Der barocke Prosaroman vertritt die Epik; Versepik spielt dagegen kaum eine Rolle. Auch er hat drei Gattungen: heroisch-höfischer Roman, Schäferroman und Schelmenroman. Der heroische Roman hat Personal und Stilhöhe mit der Tragödie gemeinsam. Seine Helden sind Fürsten von edlem Charakter, die durch ihre ideale Beständigkeit (Constantia) sich in einer negativen Realität durchsetzen. Im Unterschied zur Tragödie nimmt der heroische Roman nämlich ein gutes Ende. Das hochgestellte Liebespaar kommt glücklich zusammen, was auch positive Auswirkungen auf Staat und Gesellschaft hat. Der vorbildliche Held kann durch Vernunft die gottgewollte Ordnung erfüllen. Die Struktur ist kompliziert, weil die von einem objektiven Er-Erzähler dargebotene Geschichte mitten in der Handlung (medias in res) beginnt, aber hauptsächlich in Rückblicken und Binnenerzählungen der Figuren mitgeteilt wird. Dadurch bekommt der oft sehr umfangreiche Roman etwas Labyrinthisches, um am Ende überraschender Weise doch noch den guten Ausgang zu finden. Es ist eine Art Theodizee: Sinnlosigkeit und Chaos sind nur scheinbar; dahinter versteckt sich ein göttlicher Sinn, den der Mensch aber erst vom Ende her erfassen kann. Als Unterarten kann man biblische und galante Romane unterscheiden. Der Schäferroman zeigt eine sinnliche Liebesbeziehung, die aber – im Gegensatz zum Schäferspiel – mit der Trennung endet, weil es eine falsche affektive und eben doch keine vernünftige keusche Liebe war.

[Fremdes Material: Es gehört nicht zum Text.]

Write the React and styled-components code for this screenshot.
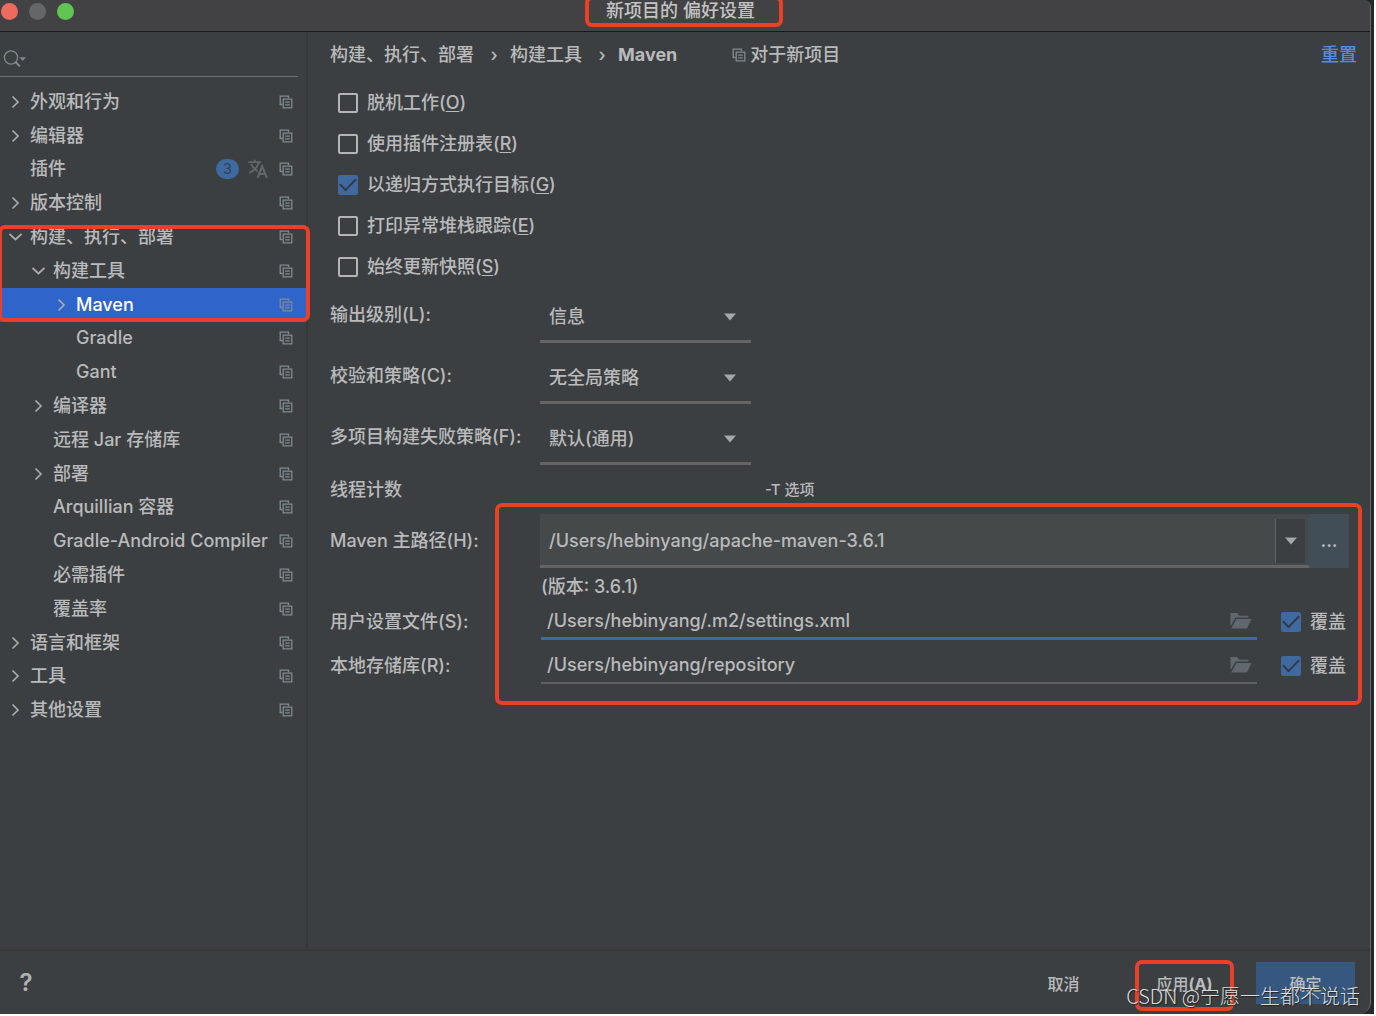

Der Schelmenroman gehört nicht zur humanistischen Tradition der protestantischen Opitz-Schule, sondern stammt als Picaro-Roman aus der spanisch-katholischen Welt, woher er von dem Jesuitenschüler Aegidius Albertinus (ca. 1560-1620) im Dienste der Gegenreformation nach Deutschland gebracht wurde. Der Held ist ein Schelm, ein krimineller Vagabund, dessen Verhalten nicht zur Identifikation, sondern zur moralischen Abschreckung dient. Der soziale Außenseiter wird als Spielball der Fortuna in unterschiedliche Situationen gebracht. Die Realität wird als bloßer Schein entlarvt, der Held als schwaches Geschöpf. Am Ende steht nicht eine Verbesserung der Welt, sondern die Weltflucht des Helden. Aus dieser desillusionierten Perspektive kann er in Form einer Beichte sein Leben als abschreckendes Exempel erzählen. Im Gegensatz zum schlimmen Helden ist diese bekehrte Erzählperspektive des Ich-Erzählers, der selbstkritisch auf sein Sündenleben zurückblickt, vorbildlich. In der Spannung zwischen Ich-Erzähler und erzähltem Ich als Hauptperson liegen die ästhetischen Möglichkeiten der Gattung. Der Schelmenroman spielt in der Gegenwart, wodurch er, wie in Grimmelshausens Simplicissimus, zu einem realistischen Zeitbild werden kann. Allerdings behält er deshalb doch seinen allegorischen Charakter. Es ist kein psychologischer Roman, der sich für die innere Entwicklung des Helden interessiert, sondern eine Satire auf die Schlechtigkeit der Welt und die Verführbarkeit des Menschen.

Aufgabe 16

Erklären Sie die Unterschiede der Romanformen!